- **GIVEN TASK**: Give back, word for word, only the lines from the opening of the records through the one with "const crumbs = ['圈子', 'QQ专区', '搜搜问问', '团长圈'];". Pictures stay out.

+ + + + + + +

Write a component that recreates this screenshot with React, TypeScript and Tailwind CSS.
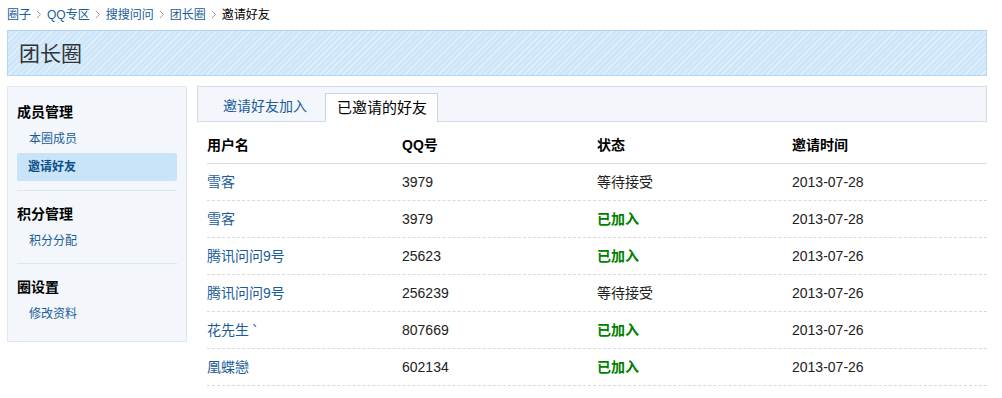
import React from 'react';

const font = "font-['Liberation_Sans','Noto_Sans_CJK_SC',sans-serif]";

const crumbs = ['圈子', 'QQ专区', '搜搜问问', '团长圈'];

const rows = [
  { name: '雪客', qq: '3979', joined: false, date: '2013-07-28' },
  { name: '雪客', qq: '3979', joined: true, date: '2013-07-28' },
  { name: '腾讯问问9号', qq: '25623', joined: true, date: '2013-07-26' },
  { name: '腾讯问问9号', qq: '256239', joined: false, date: '2013-07-26' },
  { name: '花先生 ՝', qq: '807669', joined: true, date: '2013-07-26' },
  { name: '凰蝶戀', qq: '602134', joined: true, date: '2013-07-26' },
];

function Chevron() {
  return (
    <svg width="6" height="9" viewBox="0 0 6 9" className="mx-[5px]">
      <path d="M1 1l3.5 3.5L1 8" fill="none" stroke="#a0a0a0" strokeWidth="1" />
    </svg>
  );
}

function Sidebar() {
  const sections = [
    { title: '成员管理', items: ['本圈成员', '邀请好友'] },
    { title: '积分管理', items: ['积分分配'] },
    { title: '圈设置', items: ['修改资料'] },
  ];
  return (
    <aside className="w-[180px] shrink-0 self-start border border-[#dde8f0] bg-[#f3f7fb] px-[9px]">
      {sections.map((s, i) => (
        <div
          key={s.title}
          className={
            (i === 0 ? 'pt-[12px] pb-[9px] border-b border-[#dde6ee]' : '') +
            (i === 1 ? 'pt-[10px] pb-[8px] border-b border-[#dde6ee]' : '') +
            (i === 2 ? 'pt-[10px] pb-[13px]' : '')
          }
        >
          <div className="h-[26px] leading-[26px] text-[14px] font-bold text-black">{s.title}</div>
          {s.items.map((item) =>
            item === '邀请好友' ? (
              <div
                key={item}
                className="h-[28px] leading-[28px] rounded-[2px] bg-[#c9e4f9] pl-[11px] text-[12px] font-bold text-[#0b4f8a]"
              >
                {item}
              </div>
            ) : (
              <div key={item} className="h-[28px] leading-[28px] pl-[12px] text-[12px] text-[#1a5c9a]">
                {item}
              </div>
            )
          )}
        </div>
      ))}
    </aside>
  );
}

function Main() {
  return (
    <section className="flex-1">
      <div className="flex h-[36px] items-end border border-[#cddcea] bg-[#f3f7fb]">
        <div className="h-[29px] leading-[29px] pl-[25px] pr-[18px] text-[14px] text-[#1a5c9a]">邀请好友加入</div>
        <div className="-mb-px h-[29px] leading-[28px] border border-b-0 border-[#c4d6e6] bg-white pl-[11px] pr-[10px] text-[15px] text-black">
          已邀请的好友
        </div>
      </div>
      <div className="ml-[10px] mt-[5px]">
        <div className="grid h-[37px] grid-cols-4 items-center border-b border-[#d8dde3] text-[14px] font-bold text-black">
          <div>用户名</div>
          <div>QQ号</div>
          <div>状态</div>
          <div>邀请时间</div>
        </div>
        {rows.map((r, i) => (
          <div
            key={i}
            className="grid h-[37px] grid-cols-4 items-center border-b border-dashed border-[#d9d9d9] text-[14px] text-[#222]"
          >
            <div className="text-[#1a5c9a]">{r.name}</div>
            <div>{r.qq}</div>
            <div className={r.joined ? 'font-bold text-[#008000]' : 'text-[#222]'}>
              {r.joined ? '已加入' : '等待接受'}
            </div>
            <div>{r.date}</div>
          </div>
        ))}
      </div>
    </section>
  );
}

export default function App() {
  return (
    <div className={`${font} h-[398px] w-[1002px] overflow-hidden bg-white px-[7px] pr-[15px]`}>
      <nav className="flex h-[30px] items-center pb-[1px] text-[12px]">
        {crumbs.map((c) => (
          <React.Fragment key={c}>
            <span className="text-[#1a5c9a]">{c}</span>
            <Chevron />
          </React.Fragment>
        ))}
        <span className="text-black">邀请好友</span>
      </nav>
      <header className="flex h-[46px] items-center border border-[#b5d6f2] bg-[repeating-linear-gradient(135deg,#cde6fa_0px,#cde6fa_3px,#e4f1fd_3px,#e4f1fd_4px)] pl-[11px]">
        <h1 className="text-[21px] leading-none text-[#333]">团长圈</h1>
      </header>
      <div className="mt-[10px] flex gap-[10px]">
        <Sidebar />
        <Main />
      </div>
    </div>
  );
}
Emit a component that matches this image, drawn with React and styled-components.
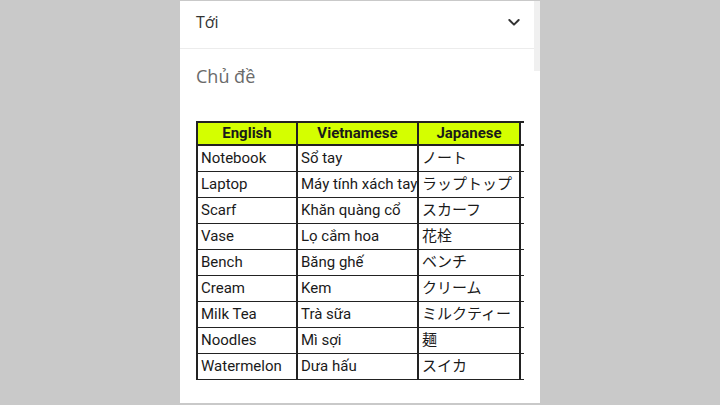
import React from 'react';
import styled, { createGlobalStyle } from 'styled-components';

const GlobalStyle = createGlobalStyle`
  html, body {
    margin: 0;
    padding: 0;
    background: #c9c9c9;
    height: 405px;
    overflow: hidden;
  }
`;

const Page = styled.div`
  width: 720px;
  height: 405px;
  display: flex;
  justify-content: flex-start;
`;

const Panel = styled.div`
  position: relative;
  margin-left: 180px;
  margin-top: 1px;
  width: 360px;
  height: 402px;
  background: #fff;
  display: flex;
  flex-direction: column;
  font-family: "Open Sans", "Noto Sans", sans-serif;
`;

const Scroll = styled.div`
  position: absolute;
  right: 0;
  top: 0;
  width: 6px;
  height: 70px;
  background: #f0f0f0;
`;

const Header = styled.div`
  height: 48px;
  box-sizing: border-box;
  display: flex;
  align-items: center;
  justify-content: space-between;
  padding: 0 18px 5px 16px;
  border-bottom: 1px solid #ececec;
  color: #333;
  font-size: 16px;
`;

const Subject = styled.div`
  padding: 15px 16px 0 16px;
  height: 40px;
  color: #6a6a6a;
  font-size: 18px;
`;

const TableWrap = styled.div`
  margin: 17px 0 0 16px;
  width: 328px;
  overflow: hidden;
`;

const Table = styled.table`
  border-collapse: collapse;
  font-family: Roboto, "Noto Sans CJK JP", sans-serif;
  color: #1a1a1a;
  table-layout: fixed;
  width: 418px;
`;

const Th = styled.th`
  background: ${p => (p.blank ? '#fff' : '#d4ff00')};
  border: 2px solid #222;
  height: 21px;
  line-height: 21px;
  padding: 0;
  font-size: 15px;
  font-weight: 700;
  text-align: center;
  width: ${p => p.w}px;
`;

const Td = styled.td`
  border: 2px solid #222;
  border-top-width: 1px;
  border-bottom-width: 1px;
  height: 25px;
  line-height: 25px;
  vertical-align: middle;
  padding: 0 3px;
  white-space: nowrap;
  overflow: hidden;
  font-size: 15px;
`;

const Dot = styled.span`
  color: #bbb;
  font-size: 10px;
  line-height: 10px;
`;

const rows = [
  ['Notebook', 'Sổ tay', 'ノート'],
  ['Laptop', 'Máy tính xách tay', 'ラップトップ'],
  ['Scarf', 'Khăn quàng cổ', 'スカーフ'],
  ['Vase', 'Lọ cắm hoa', '花栓'],
  ['Bench', 'Băng ghế', 'ベンチ'],
  ['Cream', 'Kem', 'クリーム'],
  ['Milk Tea', 'Trà sữa', 'ミルクティー'],
  ['Noodles', 'Mì sợi', '麺'],
  ['Watermelon', 'Dưa hấu', 'スイカ'],
];

function Chevron() {
  return (
    <svg width="16" height="16" viewBox="0 0 24 24" fill="none" stroke="#333" strokeWidth="3" strokeLinecap="round" strokeLinejoin="round">
      <path d="M5 9l7 7 7-7" />
    </svg>
  );
}

export default function App() {
  return (
    <Page>
      <GlobalStyle />
      <Panel>
        <Scroll />
        <Header>
          <span>Tới</span>
          <Chevron />
        </Header>
        <Subject>Chủ đề</Subject>
        <TableWrap>
          <Table>
            <thead>
              <tr>
                <Th w={98}>English</Th>
                <Th w={119}>Vietnamese</Th>
                <Th w={100}>Japanese</Th>
                <Th w={100} blank />
              </tr>
            </thead>
            <tbody>
              {rows.map(r => (
                <tr key={r[0]}>
                  <Td>{r[0]}</Td>
                  <Td>{r[1]}</Td>
                  <Td>{r[2]}</Td>
                  <Td><Dot>·</Dot></Td>
                </tr>
              ))}
            </tbody>
          </Table>
        </TableWrap>
      </Panel>
    </Page>
  );
}
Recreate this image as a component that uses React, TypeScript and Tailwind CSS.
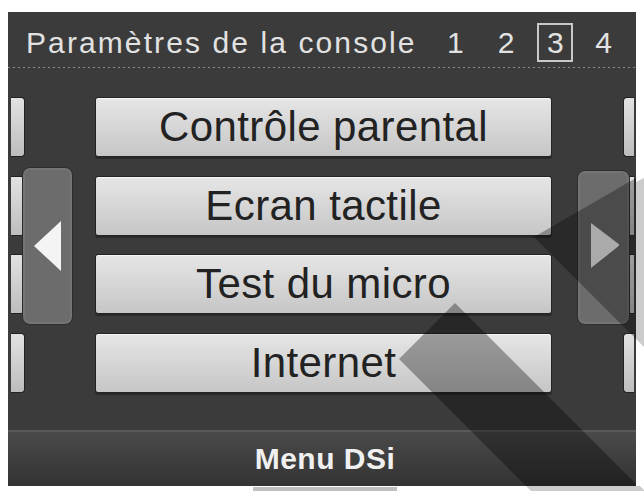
const font = { fontFamily: '"Liberation Sans", Arial, sans-serif' };

const rows = ["Contrôle parental", "Ecran tactile", "Test du micro", "Internet"];

function SideTab({ side }: { side: "left" | "right" }) {
  return (
    <div
      className={
        side === "left"
          ? "h-[60px] w-[14px] rounded-r-[4px] border border-l-0 border-[#222] bg-linear-to-b from-[#e2e2e2] to-[#bdbdbd]"
          : "h-[60px] w-[11px] rounded-l-[4px] border border-r-0 border-[#222] bg-linear-to-b from-[#e2e2e2] to-[#bdbdbd]"
      }
    />
  );
}

function ArrowPanel({ dir }: { dir: "left" | "right" }) {
  return (
    <div className="flex h-full w-full items-center justify-center rounded-[8px] border border-[#2e2e2e] bg-[#6c6c6c] shadow-[inset_0_0_0_2px_#747474]">
      <svg width="30" height="52" viewBox="0 0 30 52">
        {dir === "left" ? (
          <polygon points="1,26 28,1 28,51" fill="#f4f4f4" />
        ) : (
          <polygon points="2,1 2,46 31,23" fill="#f4f4f4" />
        )}
      </svg>
    </div>
  );
}

export default function App() {
  return (
    <div className="relative h-[491px] w-[644px] overflow-hidden bg-white pl-[8px] pt-[12px]" style={font}>
      <div className="flex h-[474px] w-[628px] flex-col bg-[#3b3b3b]">
        {/* header */}
        <div className="flex h-[55px] items-center pl-[18px] pr-[24px] pt-[6px] text-[30px] leading-none text-[#e2e2e2]">
          <span className="tracking-[2.1px]">Paramètres de la console</span>
          <div className="ml-auto flex items-center">
            <span>1</span>
            <span className="ml-[34px]">2</span>
            <span className="ml-[23px] flex h-[39px] w-[36px] items-center justify-center border-2 border-[#c8c8c8]">3</span>
            <span className="ml-[22px]">4</span>
          </div>
        </div>
        <div className="h-px bg-[repeating-linear-gradient(90deg,#8c8c8c_0_2px,transparent_2px_5px)]" />

        {/* main */}
        <div className="flex h-[362px] pt-[29px]">
          <div className="relative w-[87px]">
            <div className="flex flex-col gap-[18.67px] pl-[3px]">
              {rows.map((r) => (
                <SideTab key={r} side="left" />
              ))}
            </div>
            <div className="absolute left-[14px] top-[70px] h-[158px] w-[51px]">
              <ArrowPanel dir="left" />
            </div>
          </div>

          <div className="flex w-[457px] flex-col gap-[18.67px]">
            {rows.map((r) => (
              <div
                key={r}
                className="flex h-[60px] items-center justify-center rounded-[3px] border border-[#232323] bg-linear-to-b from-[#e6e6e6] to-[#c6c6c6] text-[42px] leading-none tracking-[0.4px] text-[#222] shadow-[inset_0_1px_0_#f7f7f7,0_2px_0_#2a2a2a]"
              >
                {r}
              </div>
            ))}
          </div>

          <div className="relative flex-1">
            <div className="flex flex-col items-end gap-[18.67px] pr-[2px]">
              {rows.map((r) => (
                <SideTab key={r} side="right" />
              ))}
            </div>
            <div className="absolute left-[25px] top-[73px] h-[155px] w-[53px]">
              <ArrowPanel dir="right" />
            </div>
          </div>
        </div>

        {/* bottom bar */}
        <div className="flex h-[56px] items-center justify-center border-t-2 border-[#5a5a5a] bg-linear-to-b from-[#4a4a4a] to-[#333] pl-[6px] text-[30px] font-bold leading-none tracking-[0.5px] text-[#f0f0f0]">
          Menu DSi
        </div>
      </div>

      {/* diagonal shading bands lying over the screen */}
      <svg className="pointer-events-none absolute inset-0" width="644" height="491" viewBox="0 0 644 491">
        <polygon points="399,359 455,303 636,484 636,486 526,486" fill="#000" fillOpacity="0.33" />
        <polygon points="534,237 636,178 636,339" fill="#000" fillOpacity="0.3" />
        <polygon points="636,182 644,178 644,347 636,339" fill="#000" fillOpacity="0.2" />
        <polygon points="526,486 640,486 644,490 644,491 531,491" fill="#000" fillOpacity="0.2" />
        <rect x="253" y="487" width="144" height="4" fill="#000" fillOpacity="0.25" />
      </svg>
    </div>
  );
}
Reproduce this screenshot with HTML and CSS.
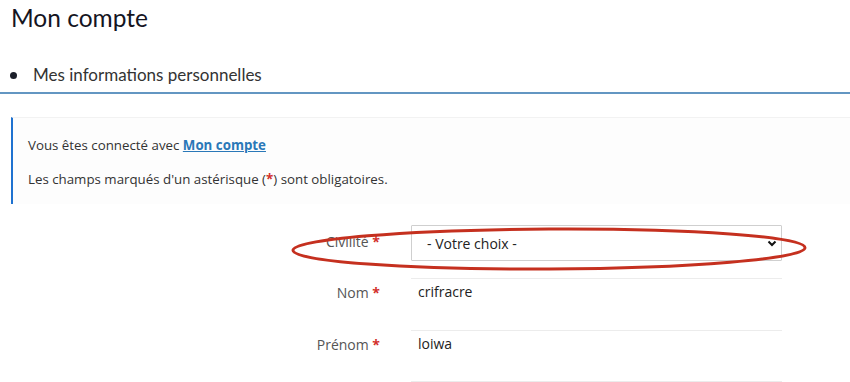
FILE: index.html
```html
<!DOCTYPE html>
<html lang="fr">
<head>
    <meta charset="UTF-8">
    <meta name="viewport" content="width=device-width, initial-scale=1.0">
    <title>Mon compte</title>
    <link rel="stylesheet" href="styles.css">
</head>
<body>
    <h1 class="page-title">Mon compte</h1>
    <h2 class="section-head">Mes informations personnelles</h2>

    <div class="notice">
        <p>Vous êtes connecté avec <a href="#" class="notice-link">Mon compte</a></p>
        <p>Les champs marqués d'un astérisque (<span class="req">*</span>) sont obligatoires.</p>
    </div>

    <form class="account-form">
        <label class="field-label field-label-select" for="civilite">Civilité <span class="req">*</span></label>
        <div class="select-wrap">
            <select id="civilite" name="civilite">
                <option>- Votre choix -</option>
            </select>
            <svg class="chevron" width="10" height="7" viewBox="0 0 10 7"><path d="M1.5 1.5 L5 5 L8.5 1.5" fill="none" stroke="#111" stroke-width="2"/></svg>
        </div>

        <label class="field-label" for="nom">Nom <span class="req">*</span></label>
        <input type="text" id="nom" name="nom" class="text-field" value="crifracre">

        <label class="field-label" for="prenom">Prénom <span class="req">*</span></label>
        <input type="text" id="prenom" name="prenom" class="text-field" value="loiwa">
    </form>

    <!-- annotation drawn over the Civilité row -->
    <svg class="annotation" width="520" height="50" viewBox="0 0 520 50">
        <ellipse cx="259" cy="23" rx="256" ry="20" fill="none" stroke="#c5301f" stroke-width="3" transform="rotate(-0.3 259 23)"/>
    </svg>
</body>
</html>
```

FILE: styles.css
```css
body {
    margin: 0;
    font-family: "Open Sans", Arial, sans-serif;
    color: #333;
    background-color: #fff;
    position: relative;
}
.page-title {
    margin: 0;
    padding-left: 11px;
    font-family: Lato, "Open Sans", sans-serif;
    font-weight: 400;
    font-size: 24.5px;
    line-height: 36px;
    color: #15151f;
}
.section-head {
    margin: 29px 0 0 0;
    padding: 0 0 7px 10px;
    display: flex;
    align-items: center;
    gap: 16px;
    font-family: Lato, "Open Sans", sans-serif;
    font-weight: 400;
    font-size: 17px;
    line-height: 20px;
    color: #333;
    border-bottom: 2px solid #6396c2;
}
.section-head::before {
    content: "";
    width: 7px;
    height: 7px;
    border-radius: 50%;
    background-color: #1b1f2a;
}
.notice {
    margin: 23px 0 0 11px;
    padding: 18px 15px 16px 15px;
    border-left: 2px solid #1f72d0;
    border-top: 1px solid #f2f2f2;
    background-color: #fdfdfd;
    display: flex;
    flex-direction: column;
    gap: 16px;
    font-size: 13.3px;
    line-height: 18px;
    color: #333;
}
.notice p {
    margin: 0;
}
.notice-link {
    color: #2a78b8;
    font-weight: 700;
}
.req {
    color: #d2302c;
    font-weight: 700;
}
.account-form {
    margin-top: 21px;
    display: grid;
    grid-template-columns: 380px 371px;
    column-gap: 31px;
    row-gap: 17px;
}
.field-label {
    text-align: right;
    font-size: 14px;
    line-height: 18px;
    color: #555;
    padding-top: 6px;
}
.field-label-select {
    padding-top: 8px;
}
.account-form .field-label:nth-of-type(3) {
    margin-top: -17px;
}
.select-wrap {
    position: relative;
}
.select-wrap select {
    box-sizing: border-box;
    width: 100%;
    height: 36px;
    padding: 0 0 0 15px;
    border: 1px solid #cfcfcf;
    border-radius: 1px;
    background-color: #fff;
    font-family: "Open Sans", Arial, sans-serif;
    font-size: 14px;
    color: #222;
    appearance: none;
    -webkit-appearance: none;
}
.chevron {
    position: absolute;
    right: 5px;
    top: 15px;
}
.text-field {
    box-sizing: border-box;
    width: 100%;
    height: 52px;
    margin: 0;
    padding: 0 0 26px 7px;
    border: none;
    border-top: 1px solid #ececec;
    font-family: "Open Sans", Arial, sans-serif;
    font-size: 14px;
    color: #222;
    background-color: #fff;
    outline: none;
}
.account-form .text-field:last-of-type {
    margin-top: -17px;
    border-bottom: 1px solid #ececec;
}
.annotation {
    position: absolute;
    left: 290px;
    top: 226px;
}
```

+ + + + + + +

- **ANSWER TO THIS PROBLEM**:
Write a component that recreates this screenshot with React, TypeScript and Tailwind CSS.
import React from 'react';

const font = "font-['Liberation_Sans','Noto_Sans_CJK_SC',sans-serif]";

const crumbs = ['圈子', 'QQ专区', '搜搜问问', '团长圈'];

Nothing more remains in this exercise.